Literary Laundry has expressed a commitment to making so-called “new” art. In the inaugural issue a year ago, the journal aligned itself against the going fashions of the day, against what I would call the “contemporary” approach to art, in favor of making something new. Yet aren’t we being a bit derivative if we recognize a distinction between the contemporary and the new? Borges might have said so. He once criticized the popular term “modernity” when it was invoked in contradistinction to an indefinite “antiquity,” punning that it is the burden of every present generation to be “modern,” simply because there is nothing else for the present to be. We could likewise say that it is the burden of every emergent generation to be both “contemporary” and “new,” because there is nothing else for us to be, and so there is no substantial difference between the two categories.

But I think we can use Borges’s distinction between marble (the eternal) and ideas (the immortal) against his own sensibilities in order to distinguish the contemporary from the new and in turn articulate the basic intent of Literary Laundry ’s philosophy of art.

To begin, we might say that the distinction between the contemporary and the new, in terms of making art, is much like the distinction between re-arranging available materials versus creating something new from those materials. Marble is a material that can be used for making art. An artwork erected with marble will last forever because it is made from durable material, but it will not live forever unless it is also imbued with the force of life. One can arrange marble into a familiar shape, but if the shape does not incorporate a vital content, it is merely a repetition of already existent shapes. An artwork erected in marble but fortified with breathing ideas, on the other hand, will indeed live forever because it is imbued with life and so possesses an immortal regenerative power. Such an artwork can be called “new” art.

The contemporary art against which Literary Laundry has positioned itself is like an inanimate work erected in marble. It is made of lasting material but it is really just the same old form rearranged, gathering no vital content. This sort of contemporary art is destined to repeat what has already been, molding the same shape again and again because it does not endeavor to make anything new. For the contemporary, art is always already justified and exists for itself. It is grounded in a fundamental tautology – art for art’s sake, forever and forever.

New art, the kind of art we are striving to make here at Literary Laundry , does share one important quality with contemporary art: it is not liberated of material necessity. Recall the image from Borges’s poem where ideas are compared with forests and rivers. Greenery and water, like marble, are made of hard matter, and yet, unlike marble, they possess a self-regenerating power that allows them to beget more and more life, unto temporal as well as spiritual infinity.
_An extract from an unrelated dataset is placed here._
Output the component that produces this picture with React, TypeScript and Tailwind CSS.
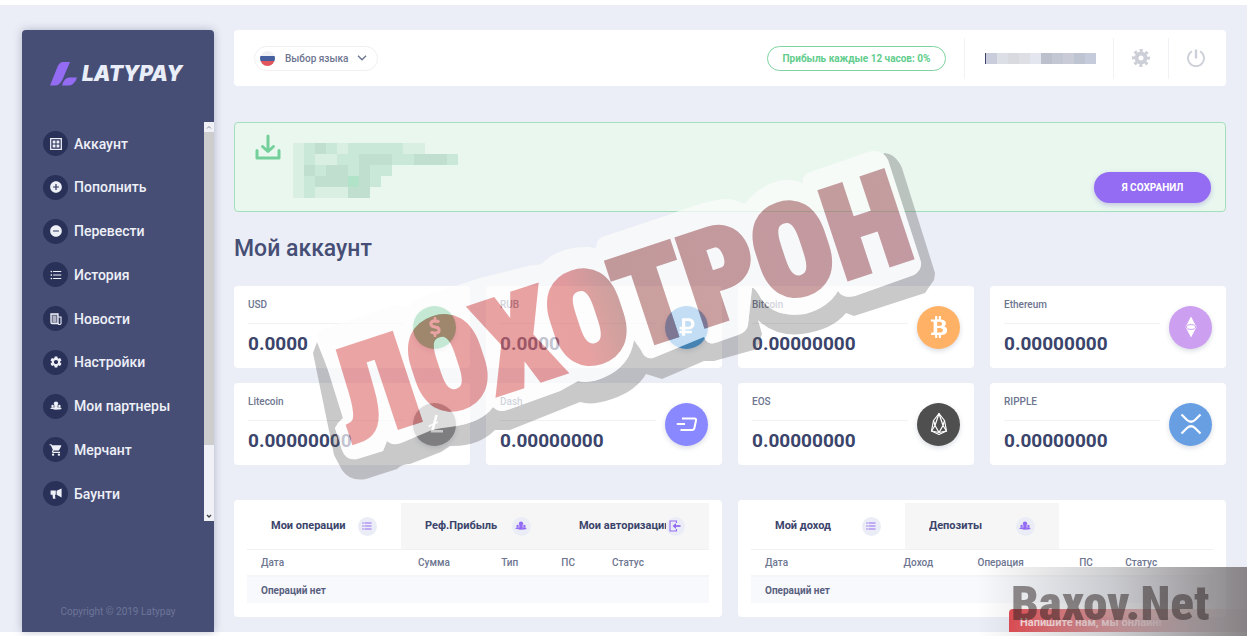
import type { ReactNode } from 'react'
import { FaBtc, FaDollarSign, FaRubleSign } from 'react-icons/fa'
import {
  MdAddCircle,
  MdFormatListBulleted,
  MdRemoveCircle,
  MdSettings,
  MdShoppingCart,
} from 'react-icons/md'

const GridIcon = () => (
  <svg viewBox="0 0 12 12" className="size-3" fill="none" stroke="currentColor">
    <path d="M.7.7h10.6v10.6H.7z" strokeWidth="1.3" />
    <path d="M2.600 2.600h2.900v2.900H2.600zM6.500 2.600h2.900v2.900H6.500zM2.600 6.500h2.900v2.900H2.600zM6.500 6.500h2.900v2.900H6.500z" fill="currentColor" stroke="none" />
  </svg>
)

const NewsIcon = () => (
  <svg viewBox="0 0 12 12" className="size-3" fill="none" stroke="currentColor">
    <path d="M1 1h7v9.5H2.2A1.2 1.2 0 0 1 1 9.3z" fill="currentColor" fillOpacity=".35" strokeWidth="1.3" />
    <path d="M8 4h3v5.3a1.5 1.5 0 0 1-3 1.2M3 4h3M3 6h3M3 8h3" strokeWidth="1.1" />
  </svg>
)

const PeopleIcon = () => (
  <svg viewBox="0 0 12 12" className="size-3" fill="currentColor">
    <circle cx="6" cy="3.6" r="2.2" />
    <circle cx="2.6" cy="6" r="1.2" />
    <circle cx="9.4" cy="6" r="1.2" />
    <path d="M4.400 5h3.200v3H4.400z" />
    <path d="M.4 8.600C.6 7.400 3 7.200 4 7.400h4c1-.2 3.400 0 3.600 1.200C11.600 10.200.4 10.200.4 8.600z" />
  </svg>
)

const HornIcon = () => (
  <svg viewBox="0 0 12 12" className="size-3" fill="currentColor">
    <path d="M.6 2.6h5.2v4.2H5l.4 4H3l-.5-4H.6zM6.600 2.800 11.600.4v9L6.600 6.800z" />
  </svg>
)

const ExitIcon = () => (
  <svg viewBox="0 0 12 12" className="size-3" fill="none" stroke="currentColor" strokeWidth="1.1">
    <path d="M7.5 3V1H1v10h6.500V9" />
    <path d="M5 6h6.500" strokeWidth="1.8" />
    <path d="M3.500 6 7 3v6z" fill="currentColor" stroke="none" />
  </svg>
)

const menu = [
  { label: 'Аккаунт', icon: <GridIcon /> },
  { label: 'Пополнить', icon: <MdAddCircle className="size-[14px]" /> },
  { label: 'Перевести', icon: <MdRemoveCircle className="size-[14px]" /> },
  { label: 'История', icon: <MdFormatListBulleted className="size-[14px]" /> },
  { label: 'Новости', icon: <NewsIcon /> },
  { label: 'Настройки', icon: <MdSettings className="size-[14px]" /> },
  { label: 'Мои партнеры', icon: <PeopleIcon /> },
  { label: 'Мерчант', icon: <MdShoppingCart className="size-[14px]" /> },
  { label: 'Баунти', icon: <HornIcon /> },
]

const wallets = [
  { name: 'USD', value: '0.0000', bg: 'bg-[#41b877]', icon: <FaDollarSign className="size-5" /> },
  { name: 'RUB', value: '0.0000', bg: 'bg-[#3d97df]', icon: <FaRubleSign className="size-5" /> },
  { name: 'Bitcoin', value: '0.00000000', bg: 'bg-[#ffb265]', icon: <FaBtc className="size-[22px]" /> },
  {
    name: 'Ethereum',
    value: '0.00000000',
    bg: 'bg-[#cc9ff0]',
    icon: (
      <svg viewBox="0 0 12 22" className="h-[22px]" fill="currentColor">
        <path d="M6 .5 11.500 11 6 21.500.5 11z" />
        <ellipse cx="6" cy="11" rx="4.500" ry="2.400" fill="none" stroke="#cc9ff0" />
      </svg>
    ),
  },
  {
    name: 'Litecoin',
    value: '0.00000000',
    bg: 'bg-[#8f8f93]',
    icon: (
      <svg viewBox="0 0 22 22" className="size-[22px]" fill="none" stroke="currentColor" strokeWidth="2.6">
        <path d="M12.5 2 8.300 18.300H19" />
        <path d="M4.5 13.5 14 9" strokeWidth="1.6" />
      </svg>
    ),
  },
  {
    name: 'Dash',
    value: '0.00000000',
    bg: 'bg-[#8a88ff]',
    icon: (
      <svg viewBox="0 0 22 18" className="h-[18px]" fill="none" stroke="currentColor" strokeWidth="2">
        <path d="M6 3.5h12.500q2 0 1.500 2l-1.600 7.500q-.4 2-2.400 2H4.500M.8 9H9" />
      </svg>
    ),
  },
  {
    name: 'EOS',
    value: '0.00000000',
    bg: 'bg-[#4f4f4f]',
    icon: (
      <svg viewBox="0 0 18 24" className="h-6" fill="none" stroke="currentColor" strokeWidth="1.2" strokeLinejoin="round">
        <path d="M9 1.500 3.500 8.500 1.500 19 9 22.500 16.500 19 14.500 8.500z" />
        <path d="M9 1.500 5 13.500 9 20.500 13 13.500zM3.500 8.500 5 13.500 1.500 19 9 20.500 16.500 19 13 13.500 14.500 8.500" />
      </svg>
    ),
  },
  {
    name: 'RIPPLE',
    value: '0.00000000',
    bg: 'bg-[#689fe3]',
    icon: (
      <svg viewBox="0 0 22 22" className="size-[22px]" fill="none" stroke="currentColor" strokeWidth="2.2">
        <path d="M1.500 1.500 7 7Q11 10.500 15 7L20.500 1.500M1.500 20.500 7 15Q11 11.500 15 15L20.500 20.500" />
      </svg>
    ),
  },
]

// one digit per mosaic cell, 0 is empty and 3 is the darkest
const noteMosaic = ['123212222211000', '121122333223332', '132332322', '12333432', '1211133']
const noteShades = ['bg-transparent', 'bg-[#d8efe2]', 'bg-[#cae8d7]', 'bg-[#c0dfce]', 'bg-[#b0e3c8]']
const nameShades = [
  'bg-[#c9cddb]', 'bg-[#dddfe6]', 'bg-[#d9d9e0]', 'bg-[#dedfe4]', 'bg-[#e3e6ee]',
  'bg-[#bcc0cd]', 'bg-[#c3c7d3]', 'bg-[#c9ccd7]', 'bg-[#bfc4d2]', 'bg-[#c5cbdb]',
]

interface TabProps {
  label: string
  icon: ReactNode
  active?: boolean
}

interface PanelProps {
  tabs: TabProps[]
  columns: { title: string; width: string }[]
}

function Tab({ label, icon, active }: TabProps) {
  return (
    <button
      className={`flex h-[46px] w-1/3 items-center px-6 text-left text-[11px] font-bold text-[#3b446b] ${active ? 'bg-white' : 'bg-[#f6f6f7]'}`}
    >
      <span className="min-w-0 flex-1 overflow-hidden whitespace-nowrap">{label}</span>
      <span className="flex size-[19px] shrink-0 items-center justify-center rounded-full bg-[#eaedf6] text-[#946cf3]">
        {icon}
      </span>
    </button>
  )
}

function Panel({ tabs, columns }: PanelProps) {
  return (
    <section className="rounded bg-white px-[13px] pt-[3px] pb-[14px]">
      <div className="flex border-b border-[#f1f1f4]">
        {tabs.map((tab) => (
          <Tab key={tab.label} {...tab} />
        ))}
      </div>
      <table className="w-full table-fixed text-left text-[10px]">
        <thead>
          <tr className="h-[26px] border-b-2 border-[#f5f5f7] text-[#6d7590]">
            {columns.map((col) => (
              <th key={col.title} className={`pl-[14px] font-medium ${col.width}`}>
                {col.title}
              </th>
            ))}
          </tr>
        </thead>
        <tbody>
          <tr className="h-[27px] bg-[#f8f9fd]">
            <td colSpan={columns.length} className="pl-[14px] font-bold text-[#59617f]">
              Операций нет
            </td>
          </tr>
        </tbody>
      </table>
    </section>
  )
}

function Sidebar() {
  return (
    <aside className="flex w-48 shrink-0 flex-col rounded-t bg-[#464e75] shadow-[0_0_8px_rgba(70,78,117,0.35)]">
      <a href="#" className="flex h-[92px] items-center gap-1 pb-1 pl-7 text-[#e9edf8]">
        <svg viewBox="0 0 28 24" className="h-6 w-7" fill="#946cf3">
          <path d="M12.500 0H20L12.500 17.500Q9.500 23.500 5 23.500H0L7 6Q9 .5 12.500 0z" />
          <path d="M19.500 15.500H27Q26 19.500 23 22 21 23.500 18 23.500H12Q13 19.500 15 17.500 17 15.500 19.500 15.500z" />
        </svg>
        <span className="font-['Inter',sans-serif] text-[21px] leading-6 font-black italic">LATYPAY</span>
      </a>
      <div className="flex h-[399px]">
        <nav className="flex flex-1 flex-col justify-between pt-[9px] pb-[15px] pl-[21px]">
          {menu.map((item) => (
            <a key={item.label} href="#" className="flex items-center gap-[6px] text-sm font-medium text-[#eef0f8]">
              <span className="flex size-[25px] items-center justify-center rounded-full bg-[#2a3158]">{item.icon}</span>
              {item.label}
            </a>
          ))}
        </nav>
        <div className="flex w-[10px] flex-col bg-[#eff1f6] text-[#8b8d93]" aria-hidden="true">
          <svg viewBox="0 0 10 10" className="size-[10px]" fill="none" stroke="currentColor">
            <path d="M3 6.500 5 4.500 7 6.500" />
          </svg>
          <div className="h-[313px] bg-[#cdcdcd]" />
          <svg viewBox="0 0 10 10" className="mt-auto size-[10px]" fill="none" stroke="#444" strokeWidth="1.4">
            <path d="M3 4 5 6 7 4" />
          </svg>
        </div>
      </div>
      <p className="mt-auto pb-[14px] text-center text-[10px] leading-3 text-[#6d7598]">Copyright © 2019 Latypay</p>
    </aside>
  )
}

function Header() {
  return (
    <header className="flex h-14 items-center rounded bg-white pl-5">
      <label className="flex h-[25px] items-center rounded-full border border-[#f0f0f3] px-[5px] text-[#6d7590]">
        <svg viewBox="0 0 15 15" className="size-[15px]">
          <clipPath id="flag">
            <circle cx="7.500" cy="7.500" r="7.500" />
          </clipPath>
          <g clipPath="url(#flag)">
            <path fill="#f0f1f4" d="M0 0h15v5H0z" />
            <path fill="#46609f" d="M0 5h15v5H0z" />
            <path fill="#e2555c" d="M0 10h15v5H0z" />
          </g>
        </svg>
        <select aria-label="Язык" className="ml-[10px] w-[72px] appearance-none text-[10px] font-medium outline-none">
          <option>Выбор языка</option>
        </select>
        <svg viewBox="0 0 10 6" className="mr-[5px] h-[6px] w-[10px]" fill="none" stroke="currentColor" strokeWidth="1.4">
          <path d="M1 .8 5 4.800 9 .8" />
        </svg>
      </label>
      <div className="mr-[18px] ml-auto flex h-[25px] w-[179px] items-center justify-center rounded-full border border-[#7fd3a0] text-[10px] font-bold text-[#62cd8c]">
        Прибыль каждые 12 часов: 0%
      </div>
      <div className="flex h-[41px] w-[149px] items-center border-l border-[#f1f2f5] pl-5">
        <span className="h-[11px] w-px bg-[#3b446b]" />
        <div className="flex h-[11px]">
          {nameShades.map((shade) => (
            <span key={shade} className={`w-[11px] ${shade}`} />
          ))}
        </div>
      </div>
      <button aria-label="Настройки" className="flex h-[41px] w-[55px] items-center justify-center border-l border-[#f1f2f5] text-[#cdcfd8]">
        <svg viewBox="0 0 18 18" className="size-[18px]" fill="none" stroke="currentColor">
          <circle cx="9" cy="9" r="4.500" strokeWidth="4" />
          <circle cx="9" cy="9" r="7.500" strokeWidth="3" strokeDasharray="3 2.890" strokeDashoffset="1.5" />
        </svg>
      </button>
      <button aria-label="Выход" className="flex h-[41px] w-[58px] items-center justify-center border-l border-[#f1f2f5] pr-1 text-[#cdcfd8]">
        <svg viewBox="0 0 18 18" className="size-[18px]" fill="none" stroke="currentColor" strokeWidth="1.8">
          <path d="M5 2.300A8 8 0 1 0 13 2.300" />
          <path d="M9 .5v9" strokeWidth="2.4" />
        </svg>
      </button>
    </header>
  )
}

function Notice() {
  return (
    <section className="mt-9 flex h-[90px] items-start rounded-sm border border-[#a3dfba] bg-[#e9f7ef] pl-5">
      <svg viewBox="0 0 26 26" className="mt-[11px] size-[26px]" fill="none" stroke="#74d09a" strokeWidth="3" strokeLinecap="round" strokeLinejoin="round">
        <path d="M2 16.500V24h22v-7.500M13 2v15M7.500 12.500 13 17.500 18.500 12.500" />
      </svg>
      <div className="mt-5 ml-3">
        {noteMosaic.map((row) => (
          <div key={row} className="flex">
            {row.split('').map((cell, i) => (
              <span key={i} className={`size-[11px] ${noteShades[Number(cell)]}`} />
            ))}
          </div>
        ))}
      </div>
      <button className="mt-[49px] mr-[14px] ml-auto h-[31px] w-[117px] rounded-full bg-[#946cf3] text-[10px] font-bold text-white shadow-[0_2px_5px_rgba(120,100,200,0.35)]">
        Я СОХРАНИЛ
      </button>
    </section>
  )
}

function Stamp() {
  const word = (
    <text
      transform="translate(351 443) rotate(-18.3)"
      fontFamily="'Roboto Condensed', sans-serif"
      fontSize="128"
      fontWeight="900"
      strokeWidth="5"
    >
      ЛОХОТРОН
    </text>
  )
  const sticker =
    'M318 338Q316 331 323 329L392 306Q399 304 408 307Q418 296 440 291L480 278L532 265Q541 266 546 260Q562 246 590 247Q597 251 597 243Q598 238 605 236L668 215Q720 195 734 200L745 204Q760 184 783 180Q795 179 803 184Q801 175 810 172L868 152Q882 148 888 160L921 262Q922 270 914 275L855 296Q843 299 838 291Q828 308 805 314Q775 318 762 300Q754 286 752 288L748 325Q747 332 738 335L715 343Q707 345 704 337L653 358Q645 360 641 350L634 340Q630 366 605 377Q590 384 578 381L560 391L507 410Q499 413 493 407Q482 423 450 427Q440 428 432 430L401 443Q392 446 387 441L383 451L357 459Q346 461 342 450L335 428Q338 422 343 418z'
  return (
    <svg viewBox="0 0 1247 636" className="pointer-events-none absolute -top-[5px] left-0 w-[1247px]" aria-hidden="true">
      <defs>
        {/* runs along the baseline of the rotated word */}
        <linearGradient id="ink" gradientUnits="userSpaceOnUse" x1="0" y1="0" x2="600" y2="0">
          <stop offset="0" stopColor="#df6969" />
          <stop offset=".42" stopColor="#da6464" />
          <stop offset=".5" stopColor="#a8625f" />
          <stop offset="1" stopColor="#ab636b" />
        </linearGradient>
        <mask id="outside-sticker" maskUnits="userSpaceOnUse" x="0" y="0" width="1247" height="636">
          <path fill="#fff" d="M0 0h1247v636H0z" />
          <path fill="#000" d={sticker} />
        </mask>
        <mask id="outside-word" maskUnits="userSpaceOnUse" x="0" y="0" width="1247" height="636">
          <path fill="#fff" d="M0 0h1247v636H0z" />
          <g fill="#000" stroke="#000">{word}</g>
        </mask>
      </defs>
      <path
        mask="url(#outside-sticker)"
        fill="#5a5a5a"
        fillOpacity=".33"
        d="M317 342L313 353L334 455L342 470Q350 482 366 479L397 469Q402 464 410 464L441 452L450 446Q478 447 495 430L510 430L580 402Q592 406 612 399Q636 391 646 374L662 379L704 361L714 361L757 349L762 334L758 320Q775 337 802 334Q832 330 846 313L854 316L925 293L934 280L935 273L902 168Q896 154 884 153L870 200L340 400z"
      />
      <path mask="url(#outside-word)" fill="#fcfcfc" fillOpacity=".7" d={sticker} />
      <g fill="url(#ink)" stroke="url(#ink)" opacity=".6">{word}</g>
    </svg>
  )
}

function Watermark() {
  return (
    <div className="absolute right-0 -bottom-1 h-[69px] w-[270px] overflow-hidden" aria-hidden="true">
      <div className="absolute right-0 bottom-1 h-[23px] w-[238px] rounded-tl bg-linear-to-r from-[#e2454c] to-[#c97d72]/20 to-90% pl-[11px] text-[11px] leading-[27px] font-bold text-[#ffdcdc]">
        Напишите нам, мы онлайн!
      </div>
      <div className="absolute inset-0 bg-linear-to-r from-transparent via-[#85868b]/40 to-[#7d787b]/90" />
      <p className="absolute top-[8px] left-[34px] font-['Roboto_Condensed',sans-serif] text-[49px] leading-[58px] font-black text-[#2a2020]/50">
        Baxov.Net
      </p>
    </div>
  )
}

export default function App() {
  return (
    <div className="border-t-[5px] border-b-4 border-white bg-[#ebeef6] font-['Roboto',sans-serif]">
      <div className="relative">
        <div className="flex gap-5 pt-[25px] pr-[21px] pl-[22px]">
          <Sidebar />
          <main className="min-w-0 flex-1 pb-[15px]">
            <Header />
            <Notice />
            <h1 className="mt-[21px] text-[23px] leading-8 font-medium text-[#464e75]">Мой аккаунт</h1>
            <div className="mt-[21px] grid grid-cols-4 gap-x-4 gap-y-[15px]">
              {wallets.map(({ name, value, bg, icon }) => (
                <div key={name} className="flex items-center gap-[9px] rounded bg-white px-[14px]">
                  <div className="flex-1 pt-[13px] pb-3">
                    <p className="border-b border-[#f1f1f4] pb-3 text-[10px] leading-3 font-medium text-[#6d7590]">{name}</p>
                    <p className="pt-2 text-[19px] leading-6 font-bold text-[#3b446b]">{value}</p>
                  </div>
                  <span className={`flex size-[43px] items-center justify-center rounded-full text-white shadow-[0_2px_5px_rgba(70,78,117,0.2)] ${bg}`}>
                    {icon}
                  </span>
                </div>
              ))}
            </div>
            <div className="mt-[35px] grid grid-cols-2 gap-4">
              <Panel
                tabs={[
                  { label: 'Мои операции', icon: <MdFormatListBulleted className="size-3" />, active: true },
                  { label: 'Реф.Прибыль', icon: <PeopleIcon /> },
                  { label: 'Мои авторизации', icon: <ExitIcon /> },
                ]}
                columns={[
                  { title: 'Дата', width: 'w-[34%]' },
                  { title: 'Сумма', width: 'w-[18%]' },
                  { title: 'Тип', width: 'w-[13%]' },
                  { title: 'ПС', width: 'w-[11%]' },
                  { title: 'Статус', width: 'w-[24%]' },
                ]}
              />
              <Panel
                tabs={[
                  { label: 'Мой доход', icon: <MdFormatListBulleted className="size-3" />, active: true },
                  { label: 'Депозиты', icon: <PeopleIcon /> },
                ]}
                columns={[
                  { title: 'Дата', width: 'w-[30%]' },
                  { title: 'Доход', width: 'w-[16%]' },
                  { title: 'Операция', width: 'w-[22%]' },
                  { title: 'ПС', width: 'w-[10%]' },
                  { title: 'Статус', width: 'w-[22%]' },
                ]}
              />
            </div>
          </main>
        </div>
        <Stamp />
        <Watermark />
      </div>
    </div>
  )
}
New art, because it is generative, potentializes more new art. The relationship of newness to more newness is not that of a cause and its effect, which is a temporal relation, but rather that of life to more life, which is a spiritual relation that withstands time.

In none of this talk of “life” and “more life” am I implying that the new is not related to the old. Rather, I am trying to show the creative limits of thinking of past art as intrinsically “old” and present art as intrinsically “new.” From this perspective, the new is a given because it is temporally current, and even art itself is a given just because someone took the trouble to attempt it. Such tautological thinking gives no thought to the nature of new art and what imbues it with value. The new does not just fall into our laps because we are “contemporary” people; it must be sought intensely, as something to be achieved. Contemporary art takes newness and artfulness for granted and so has nothing “new” or “artful” to offer to its audience. This is the attitude that Literary Laundry endeavors to combat. In this sense, the contemporary is the category that mediates between the old and the new. Logically, it is the necessary third that facilitates the transvaluation of the old into the new.

We are striving for more than the temporal endurance of our art; we are striving to make art for life’s sake rather than art for art’s sake. Literary Laundry is not the conservative “movement” of our times, which wants only to preserve what already exists, as if it were already justified just because it exists (a familiar tautology), but rather a radical way of life that critiques the old and the contemporary as it strives for the new. Simply put, the new is a radical and dynamic political orientation because it affirms life and begets more life.

Immortal ideas, then, and not eternal marble!